### Work to do
Filter the entries, keeping every line with the word "styled".

### Stored rows
- - - - - - -
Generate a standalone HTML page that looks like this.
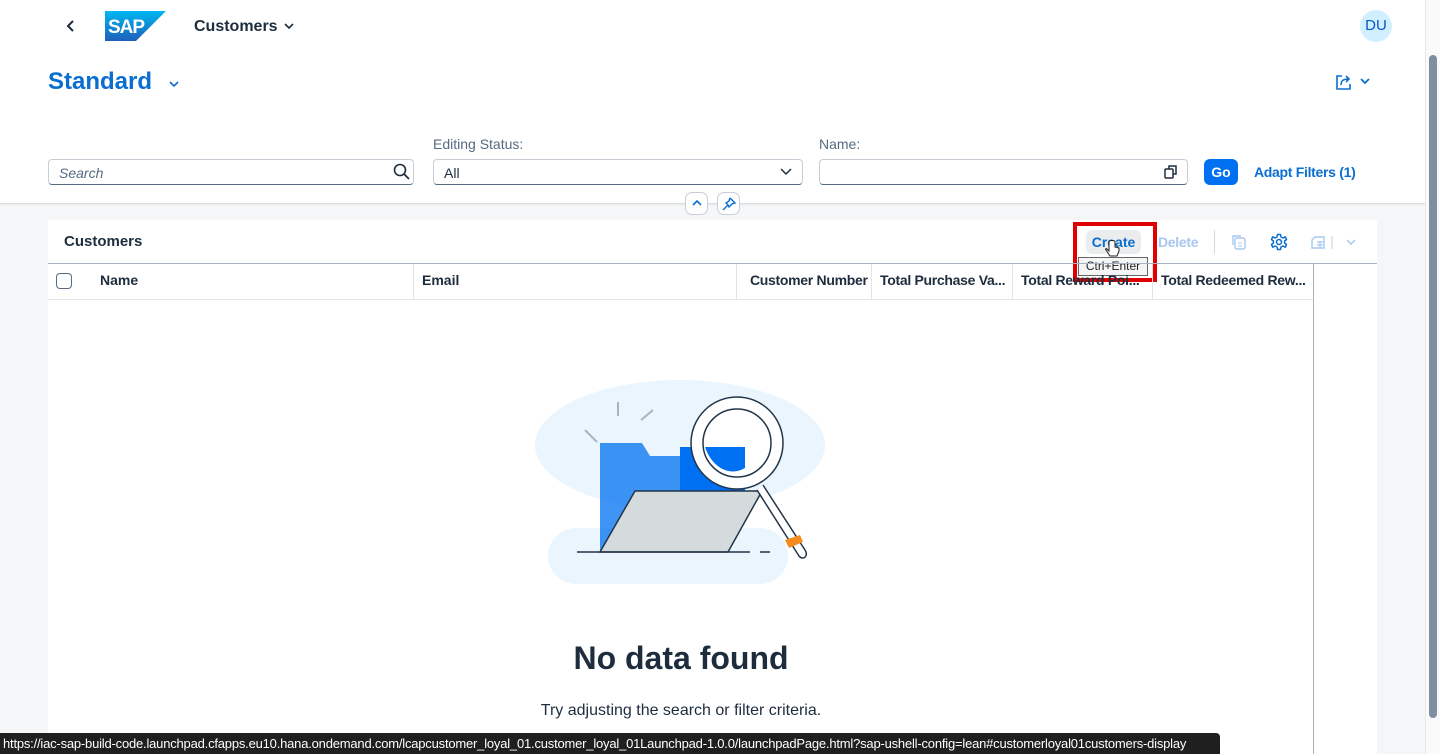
- - - - - - -
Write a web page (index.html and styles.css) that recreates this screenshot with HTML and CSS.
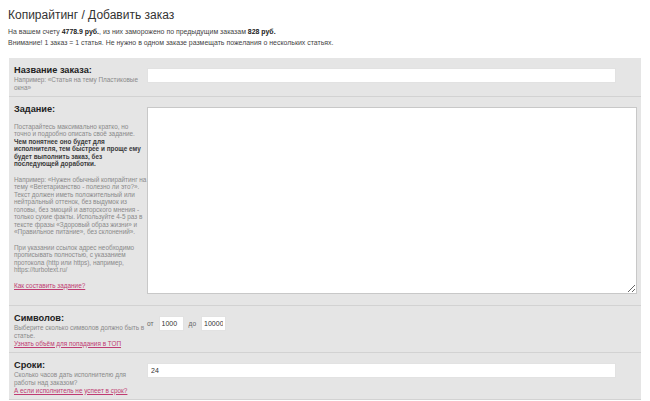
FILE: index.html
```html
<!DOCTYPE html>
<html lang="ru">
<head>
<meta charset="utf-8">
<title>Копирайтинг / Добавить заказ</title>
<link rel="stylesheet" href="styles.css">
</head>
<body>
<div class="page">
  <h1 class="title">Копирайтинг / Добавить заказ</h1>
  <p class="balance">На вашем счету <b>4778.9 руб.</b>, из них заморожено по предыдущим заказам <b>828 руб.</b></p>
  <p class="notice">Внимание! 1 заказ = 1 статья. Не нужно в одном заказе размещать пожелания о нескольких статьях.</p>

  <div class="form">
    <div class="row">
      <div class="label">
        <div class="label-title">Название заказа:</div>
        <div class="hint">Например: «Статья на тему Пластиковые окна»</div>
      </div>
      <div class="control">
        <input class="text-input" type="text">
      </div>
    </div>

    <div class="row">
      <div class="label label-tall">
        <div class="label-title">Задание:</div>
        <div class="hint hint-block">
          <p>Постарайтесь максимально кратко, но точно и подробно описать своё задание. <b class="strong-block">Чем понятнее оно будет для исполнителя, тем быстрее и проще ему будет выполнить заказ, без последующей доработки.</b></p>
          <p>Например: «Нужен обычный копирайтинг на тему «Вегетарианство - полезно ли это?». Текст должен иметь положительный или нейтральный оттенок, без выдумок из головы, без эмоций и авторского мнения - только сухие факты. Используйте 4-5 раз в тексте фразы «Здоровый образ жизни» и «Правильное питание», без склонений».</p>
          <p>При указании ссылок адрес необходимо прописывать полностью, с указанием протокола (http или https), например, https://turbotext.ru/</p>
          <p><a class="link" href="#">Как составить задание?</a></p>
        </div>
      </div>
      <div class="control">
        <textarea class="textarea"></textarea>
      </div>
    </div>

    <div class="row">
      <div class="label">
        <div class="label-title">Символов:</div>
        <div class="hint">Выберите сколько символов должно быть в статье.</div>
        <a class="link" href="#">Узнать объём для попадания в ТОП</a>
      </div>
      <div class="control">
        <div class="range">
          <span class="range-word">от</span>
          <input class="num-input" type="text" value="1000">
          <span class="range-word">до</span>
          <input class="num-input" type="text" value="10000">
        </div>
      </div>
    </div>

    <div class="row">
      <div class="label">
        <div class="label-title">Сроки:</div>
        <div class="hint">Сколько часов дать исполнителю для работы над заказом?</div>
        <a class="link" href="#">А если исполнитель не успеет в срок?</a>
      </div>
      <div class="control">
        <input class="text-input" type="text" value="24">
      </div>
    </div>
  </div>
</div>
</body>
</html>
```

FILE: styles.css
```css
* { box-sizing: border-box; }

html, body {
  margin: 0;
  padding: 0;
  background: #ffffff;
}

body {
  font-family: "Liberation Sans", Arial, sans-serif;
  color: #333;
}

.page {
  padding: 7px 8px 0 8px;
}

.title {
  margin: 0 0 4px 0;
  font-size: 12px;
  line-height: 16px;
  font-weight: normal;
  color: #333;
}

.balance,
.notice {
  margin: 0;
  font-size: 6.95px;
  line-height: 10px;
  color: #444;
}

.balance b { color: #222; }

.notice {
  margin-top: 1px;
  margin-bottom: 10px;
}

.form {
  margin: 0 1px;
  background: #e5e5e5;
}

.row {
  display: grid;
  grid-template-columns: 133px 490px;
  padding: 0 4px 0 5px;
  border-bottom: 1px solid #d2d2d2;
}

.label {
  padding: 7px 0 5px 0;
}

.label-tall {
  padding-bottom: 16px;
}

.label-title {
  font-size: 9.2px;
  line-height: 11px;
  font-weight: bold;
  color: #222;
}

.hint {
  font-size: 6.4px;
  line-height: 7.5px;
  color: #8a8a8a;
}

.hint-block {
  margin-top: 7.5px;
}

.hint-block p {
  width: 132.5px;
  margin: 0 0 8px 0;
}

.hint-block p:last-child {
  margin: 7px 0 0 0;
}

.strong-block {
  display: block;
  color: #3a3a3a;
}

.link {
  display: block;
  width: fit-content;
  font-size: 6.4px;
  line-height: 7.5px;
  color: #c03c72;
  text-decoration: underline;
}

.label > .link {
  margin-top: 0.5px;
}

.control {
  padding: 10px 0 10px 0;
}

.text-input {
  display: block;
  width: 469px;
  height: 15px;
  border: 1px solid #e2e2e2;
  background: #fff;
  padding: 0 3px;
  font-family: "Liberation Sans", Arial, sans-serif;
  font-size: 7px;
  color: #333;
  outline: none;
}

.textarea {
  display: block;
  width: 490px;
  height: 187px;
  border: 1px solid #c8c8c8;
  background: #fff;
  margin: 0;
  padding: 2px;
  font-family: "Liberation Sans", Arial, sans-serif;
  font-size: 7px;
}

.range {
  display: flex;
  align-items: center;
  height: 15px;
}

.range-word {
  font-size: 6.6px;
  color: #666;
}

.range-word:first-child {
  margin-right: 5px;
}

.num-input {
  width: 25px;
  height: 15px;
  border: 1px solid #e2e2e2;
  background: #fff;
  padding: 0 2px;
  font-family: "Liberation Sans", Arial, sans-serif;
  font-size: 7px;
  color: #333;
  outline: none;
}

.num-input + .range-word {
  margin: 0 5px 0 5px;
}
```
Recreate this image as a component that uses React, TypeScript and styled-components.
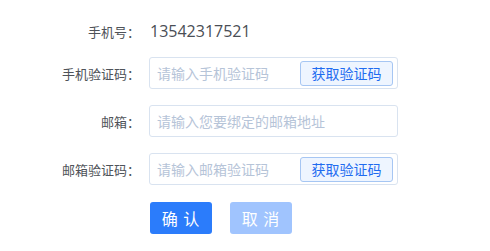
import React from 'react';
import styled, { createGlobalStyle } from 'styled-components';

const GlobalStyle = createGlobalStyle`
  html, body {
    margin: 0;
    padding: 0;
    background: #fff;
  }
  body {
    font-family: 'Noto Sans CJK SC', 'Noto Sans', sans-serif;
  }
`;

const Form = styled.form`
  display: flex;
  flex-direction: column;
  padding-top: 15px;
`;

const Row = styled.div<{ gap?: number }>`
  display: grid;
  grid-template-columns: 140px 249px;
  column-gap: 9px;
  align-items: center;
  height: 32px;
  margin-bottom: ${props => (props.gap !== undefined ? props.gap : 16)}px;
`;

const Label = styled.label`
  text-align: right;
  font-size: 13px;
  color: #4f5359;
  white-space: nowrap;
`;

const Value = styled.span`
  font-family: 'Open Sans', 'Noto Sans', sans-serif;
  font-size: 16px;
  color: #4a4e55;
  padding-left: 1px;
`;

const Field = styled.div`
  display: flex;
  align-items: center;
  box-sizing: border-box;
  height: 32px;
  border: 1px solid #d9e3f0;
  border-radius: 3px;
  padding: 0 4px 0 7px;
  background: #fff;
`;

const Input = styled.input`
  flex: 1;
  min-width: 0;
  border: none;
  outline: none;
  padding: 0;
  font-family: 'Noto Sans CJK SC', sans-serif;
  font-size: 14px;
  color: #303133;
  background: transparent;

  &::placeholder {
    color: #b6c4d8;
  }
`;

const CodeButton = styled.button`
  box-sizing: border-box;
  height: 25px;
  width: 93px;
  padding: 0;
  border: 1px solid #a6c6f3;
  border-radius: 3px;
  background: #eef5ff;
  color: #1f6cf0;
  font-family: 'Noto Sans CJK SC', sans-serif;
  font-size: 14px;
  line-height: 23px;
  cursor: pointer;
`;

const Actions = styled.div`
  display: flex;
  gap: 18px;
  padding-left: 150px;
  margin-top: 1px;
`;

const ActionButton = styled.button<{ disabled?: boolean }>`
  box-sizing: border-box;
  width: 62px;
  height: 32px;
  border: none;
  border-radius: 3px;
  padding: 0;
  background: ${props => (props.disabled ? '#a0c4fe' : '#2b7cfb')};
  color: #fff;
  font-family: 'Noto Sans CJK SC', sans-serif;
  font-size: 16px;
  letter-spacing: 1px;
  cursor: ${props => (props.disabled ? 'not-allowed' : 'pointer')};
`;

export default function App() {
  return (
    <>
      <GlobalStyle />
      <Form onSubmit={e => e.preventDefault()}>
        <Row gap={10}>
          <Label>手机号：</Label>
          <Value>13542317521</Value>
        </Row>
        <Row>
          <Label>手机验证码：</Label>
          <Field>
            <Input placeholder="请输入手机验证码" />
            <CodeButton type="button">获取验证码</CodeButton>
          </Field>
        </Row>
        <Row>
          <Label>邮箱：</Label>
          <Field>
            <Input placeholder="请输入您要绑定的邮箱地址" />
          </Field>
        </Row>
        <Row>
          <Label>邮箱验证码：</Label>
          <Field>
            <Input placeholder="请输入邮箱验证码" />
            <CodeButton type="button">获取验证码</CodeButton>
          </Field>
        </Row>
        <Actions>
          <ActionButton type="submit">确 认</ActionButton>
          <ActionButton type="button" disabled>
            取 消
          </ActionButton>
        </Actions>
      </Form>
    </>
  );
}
- - - - - - -
### Answer for this exercise
Recreate this image as a component that uses React, TypeScript and styled-components.
import styled, { createGlobalStyle } from 'styled-components';
const Form = styled.form`
const Row = styled.div<{ gap?: number }>`
const Label = styled.label`
const Value = styled.span`
const Field = styled.div`
const Input = styled.input`
const CodeButton = styled.button`
const Actions = styled.div`
const ActionButton = styled.button<{ disabled?: boolean }>`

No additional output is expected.